From this subtle power play, we may assume that Boris has contempt for David Cameron (to whom he has publicly referred, Purnell reveals, by the "c" word), believing he would make the better PM. Mr Marr did not challenge Boris's claim that "I very much doubt I will do a big political job" after the mayoralty with so much as a Paxovian raised eyebrow. Nor, when Boris expressed his wish to close all tax avoidance loopholes – a dream targeted at Ken Livingstone Inc, you suspect, and not at Rupert Murdoch – did that lethal interviewer ask the obvious.
Curiously, we have yet to hear from Boris's elfin lips that he pays income tax on all his colossal earnings, and always has. Here, as with self-promotional TV appointments, if not Cobra meetings, promptness is of the essence. One short sentence will suffice.
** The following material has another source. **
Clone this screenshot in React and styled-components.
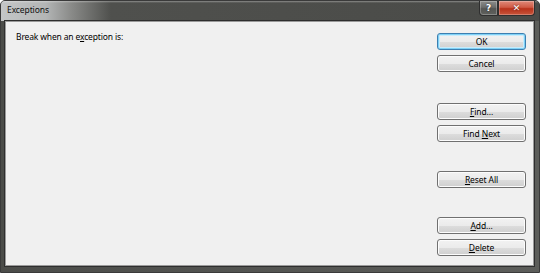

The mystery of Gove's emails
A more categorical denier of leadership ambition is Michael Gove, though perhaps he needn't have bothered. The Education Secretary is in potentially career-ending strife over his advisors' use of private email accounts in execution of his public duties, and the deletion of many emails before they could be examined.
When Alastair Campbell, of all Whitehall traditionalists, blogs a rebuke for bypassing Civil Service procedure, things begin to look bleak. Still, great to see former Times executive Govey importing News International email etiquette to government. You can take the boy out of Wapping...
Davy Jones and
his namesake
An even more startling Mail confession comes from Liz Jones. The queen-empress of solipsistic sanity relates how, at the age of 8, she experienced literal, physical lust for that newly deceased Monkee, Davy Jones.
"My oldest sister says I'd described watching Davy as 'like standing on the beach at Frinton, the tide tugging at my toes'," she writes, appending a "Whoosh" to hint at underage orgasm.